Exercise goal: Each line of the listing must be transcribed exactly, except for the images, which should be excluded.

Provided data:

---

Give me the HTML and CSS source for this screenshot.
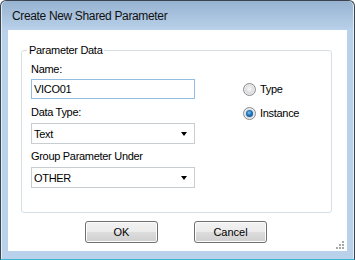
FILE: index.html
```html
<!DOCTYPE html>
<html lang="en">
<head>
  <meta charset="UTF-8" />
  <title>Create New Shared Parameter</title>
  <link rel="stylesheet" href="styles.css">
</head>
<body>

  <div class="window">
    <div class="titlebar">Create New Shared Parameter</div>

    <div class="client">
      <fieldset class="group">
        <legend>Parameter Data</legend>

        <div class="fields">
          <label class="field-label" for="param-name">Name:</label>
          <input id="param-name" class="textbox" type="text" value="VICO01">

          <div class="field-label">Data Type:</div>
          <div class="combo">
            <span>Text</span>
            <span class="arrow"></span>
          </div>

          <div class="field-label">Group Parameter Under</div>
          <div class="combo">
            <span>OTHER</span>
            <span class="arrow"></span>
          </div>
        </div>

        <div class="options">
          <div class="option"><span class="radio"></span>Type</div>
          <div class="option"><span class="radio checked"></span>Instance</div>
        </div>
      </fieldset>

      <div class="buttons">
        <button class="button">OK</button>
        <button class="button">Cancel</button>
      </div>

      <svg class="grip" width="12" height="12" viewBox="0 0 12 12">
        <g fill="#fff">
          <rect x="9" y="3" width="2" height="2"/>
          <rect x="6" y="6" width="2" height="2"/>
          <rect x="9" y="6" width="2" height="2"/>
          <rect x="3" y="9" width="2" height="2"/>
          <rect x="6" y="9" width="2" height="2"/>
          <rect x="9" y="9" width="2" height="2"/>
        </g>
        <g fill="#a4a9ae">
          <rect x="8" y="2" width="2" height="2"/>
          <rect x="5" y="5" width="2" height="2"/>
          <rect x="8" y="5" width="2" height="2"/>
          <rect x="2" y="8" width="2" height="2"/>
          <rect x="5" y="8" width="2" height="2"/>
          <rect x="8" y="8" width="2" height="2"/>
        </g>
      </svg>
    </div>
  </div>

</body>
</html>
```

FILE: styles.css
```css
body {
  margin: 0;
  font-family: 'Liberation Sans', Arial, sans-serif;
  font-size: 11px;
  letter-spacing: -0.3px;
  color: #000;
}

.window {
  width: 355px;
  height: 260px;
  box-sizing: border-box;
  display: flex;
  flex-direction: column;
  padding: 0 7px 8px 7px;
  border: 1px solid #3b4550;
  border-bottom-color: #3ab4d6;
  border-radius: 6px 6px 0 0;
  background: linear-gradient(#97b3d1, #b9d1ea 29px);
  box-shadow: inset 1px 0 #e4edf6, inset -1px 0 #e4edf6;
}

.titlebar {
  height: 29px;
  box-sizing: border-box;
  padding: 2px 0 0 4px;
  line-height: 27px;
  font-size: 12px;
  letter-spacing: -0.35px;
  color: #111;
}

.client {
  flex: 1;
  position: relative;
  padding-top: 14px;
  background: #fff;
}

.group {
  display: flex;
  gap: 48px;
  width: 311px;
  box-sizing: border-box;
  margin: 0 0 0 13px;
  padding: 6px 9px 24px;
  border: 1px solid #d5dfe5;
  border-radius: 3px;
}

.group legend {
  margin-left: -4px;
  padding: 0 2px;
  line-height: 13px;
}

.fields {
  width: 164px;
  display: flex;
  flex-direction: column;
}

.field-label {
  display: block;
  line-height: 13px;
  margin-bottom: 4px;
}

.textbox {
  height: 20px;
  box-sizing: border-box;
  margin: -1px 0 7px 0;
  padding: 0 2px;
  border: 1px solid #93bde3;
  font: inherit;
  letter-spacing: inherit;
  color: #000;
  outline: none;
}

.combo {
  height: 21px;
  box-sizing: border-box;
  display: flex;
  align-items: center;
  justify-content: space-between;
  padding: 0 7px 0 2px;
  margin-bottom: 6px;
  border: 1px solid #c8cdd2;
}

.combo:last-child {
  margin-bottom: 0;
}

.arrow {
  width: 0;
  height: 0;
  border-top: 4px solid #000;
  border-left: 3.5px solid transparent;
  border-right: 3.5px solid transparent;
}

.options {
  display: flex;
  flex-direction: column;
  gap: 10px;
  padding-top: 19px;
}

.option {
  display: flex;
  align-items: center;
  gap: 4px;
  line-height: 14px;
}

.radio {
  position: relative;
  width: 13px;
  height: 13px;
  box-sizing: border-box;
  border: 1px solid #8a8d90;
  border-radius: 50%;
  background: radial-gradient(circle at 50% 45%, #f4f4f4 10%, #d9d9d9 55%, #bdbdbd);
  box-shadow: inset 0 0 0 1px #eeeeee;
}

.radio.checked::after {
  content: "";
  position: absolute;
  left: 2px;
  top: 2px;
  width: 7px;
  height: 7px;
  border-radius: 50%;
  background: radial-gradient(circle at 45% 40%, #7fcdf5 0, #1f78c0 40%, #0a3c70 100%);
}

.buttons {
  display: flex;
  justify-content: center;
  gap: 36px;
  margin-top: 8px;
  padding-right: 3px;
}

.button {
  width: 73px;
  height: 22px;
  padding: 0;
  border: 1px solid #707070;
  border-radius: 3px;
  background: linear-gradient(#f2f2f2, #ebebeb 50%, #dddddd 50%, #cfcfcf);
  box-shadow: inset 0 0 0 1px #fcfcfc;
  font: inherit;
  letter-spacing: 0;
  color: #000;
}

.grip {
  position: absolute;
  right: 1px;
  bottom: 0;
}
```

---

Full response:
Give me the HTML and CSS source for this screenshot.
FILE: index.html
```html
<!DOCTYPE html>
<html lang="en">
<head>
  <meta charset="UTF-8" />
  <title>Create New Shared Parameter</title>
  <link rel="stylesheet" href="styles.css">
</head>
<body>

  <div class="window">
    <div class="titlebar">Create New Shared Parameter</div>

    <div class="client">
      <fieldset class="group">
        <legend>Parameter Data</legend>

        <div class="fields">
          <label class="field-label" for="param-name">Name:</label>
          <input id="param-name" class="textbox" type="text" value="VICO01">

          <div class="field-label">Data Type:</div>
          <div class="combo">
            <span>Text</span>
            <span class="arrow"></span>
          </div>

          <div class="field-label">Group Parameter Under</div>
          <div class="combo">
            <span>OTHER</span>
            <span class="arrow"></span>
          </div>
        </div>

        <div class="options">
          <div class="option"><span class="radio"></span>Type</div>
          <div class="option"><span class="radio checked"></span>Instance</div>
        </div>
      </fieldset>

      <div class="buttons">
        <button class="button">OK</button>
        <button class="button">Cancel</button>
      </div>

      <svg class="grip" width="12" height="12" viewBox="0 0 12 12">
        <g fill="#fff">
          <rect x="9" y="3" width="2" height="2"/>
          <rect x="6" y="6" width="2" height="2"/>
          <rect x="9" y="6" width="2" height="2"/>
          <rect x="3" y="9" width="2" height="2"/>
          <rect x="6" y="9" width="2" height="2"/>
          <rect x="9" y="9" width="2" height="2"/>
        </g>
        <g fill="#a4a9ae">
          <rect x="8" y="2" width="2" height="2"/>
          <rect x="5" y="5" width="2" height="2"/>
          <rect x="8" y="5" width="2" height="2"/>
          <rect x="2" y="8" width="2" height="2"/>
          <rect x="5" y="8" width="2" height="2"/>
          <rect x="8" y="8" width="2" height="2"/>
        </g>
      </svg>
    </div>
  </div>

</body>
</html>
```

FILE: styles.css
```css
body {
  margin: 0;
  font-family: 'Liberation Sans', Arial, sans-serif;
  font-size: 11px;
  letter-spacing: -0.3px;
  color: #000;
}

.window {
  width: 355px;
  height: 260px;
  box-sizing: border-box;
  display: flex;
  flex-direction: column;
  padding: 0 7px 8px 7px;
  border: 1px solid #3b4550;
  border-bottom-color: #3ab4d6;
  border-radius: 6px 6px 0 0;
  background: linear-gradient(#97b3d1, #b9d1ea 29px);
  box-shadow: inset 1px 0 #e4edf6, inset -1px 0 #e4edf6;
}

.titlebar {
  height: 29px;
  box-sizing: border-box;
  padding: 2px 0 0 4px;
  line-height: 27px;
  font-size: 12px;
  letter-spacing: -0.35px;
  color: #111;
}

.client {
  flex: 1;
  position: relative;
  padding-top: 14px;
  background: #fff;
}

.group {
  display: flex;
  gap: 48px;
  width: 311px;
  box-sizing: border-box;
  margin: 0 0 0 13px;
  padding: 6px 9px 24px;
  border: 1px solid #d5dfe5;
  border-radius: 3px;
}

.group legend {
  margin-left: -4px;
  padding: 0 2px;
  line-height: 13px;
}

.fields {
  width: 164px;
  display: flex;
  flex-direction: column;
}

.field-label {
  display: block;
  line-height: 13px;
  margin-bottom: 4px;
}

.textbox {
  height: 20px;
  box-sizing: border-box;
  margin: -1px 0 7px 0;
  padding: 0 2px;
  border: 1px solid #93bde3;
  font: inherit;
  letter-spacing: inherit;
  color: #000;
  outline: none;
}

.combo {
  height: 21px;
  box-sizing: border-box;
  display: flex;
  align-items: center;
  justify-content: space-between;
  padding: 0 7px 0 2px;
  margin-bottom: 6px;
  border: 1px solid #c8cdd2;
}

.combo:last-child {
  margin-bottom: 0;
}

.arrow {
  width: 0;
  height: 0;
  border-top: 4px solid #000;
  border-left: 3.5px solid transparent;
  border-right: 3.5px solid transparent;
}

.options {
  display: flex;
  flex-direction: column;
  gap: 10px;
  padding-top: 19px;
}

.option {
  display: flex;
  align-items: center;
  gap: 4px;
  line-height: 14px;
}

.radio {
  position: relative;
  width: 13px;
  height: 13px;
  box-sizing: border-box;
  border: 1px solid #8a8d90;
  border-radius: 50%;
  background: radial-gradient(circle at 50% 45%, #f4f4f4 10%, #d9d9d9 55%, #bdbdbd);
  box-shadow: inset 0 0 0 1px #eeeeee;
}

.radio.checked::after {
  content: "";
  position: absolute;
  left: 2px;
  top: 2px;
  width: 7px;
  height: 7px;
  border-radius: 50%;
  background: radial-gradient(circle at 45% 40%, #7fcdf5 0, #1f78c0 40%, #0a3c70 100%);
}

.buttons {
  display: flex;
  justify-content: center;
  gap: 36px;
  margin-top: 8px;
  padding-right: 3px;
}

.button {
  width: 73px;
  height: 22px;
  padding: 0;
  border: 1px solid #707070;
  border-radius: 3px;
  background: linear-gradient(#f2f2f2, #ebebeb 50%, #dddddd 50%, #cfcfcf);
  box-shadow: inset 0 0 0 1px #fcfcfc;
  font: inherit;
  letter-spacing: 0;
  color: #000;
}

.grip {
  position: absolute;
  right: 1px;
  bottom: 0;
}
```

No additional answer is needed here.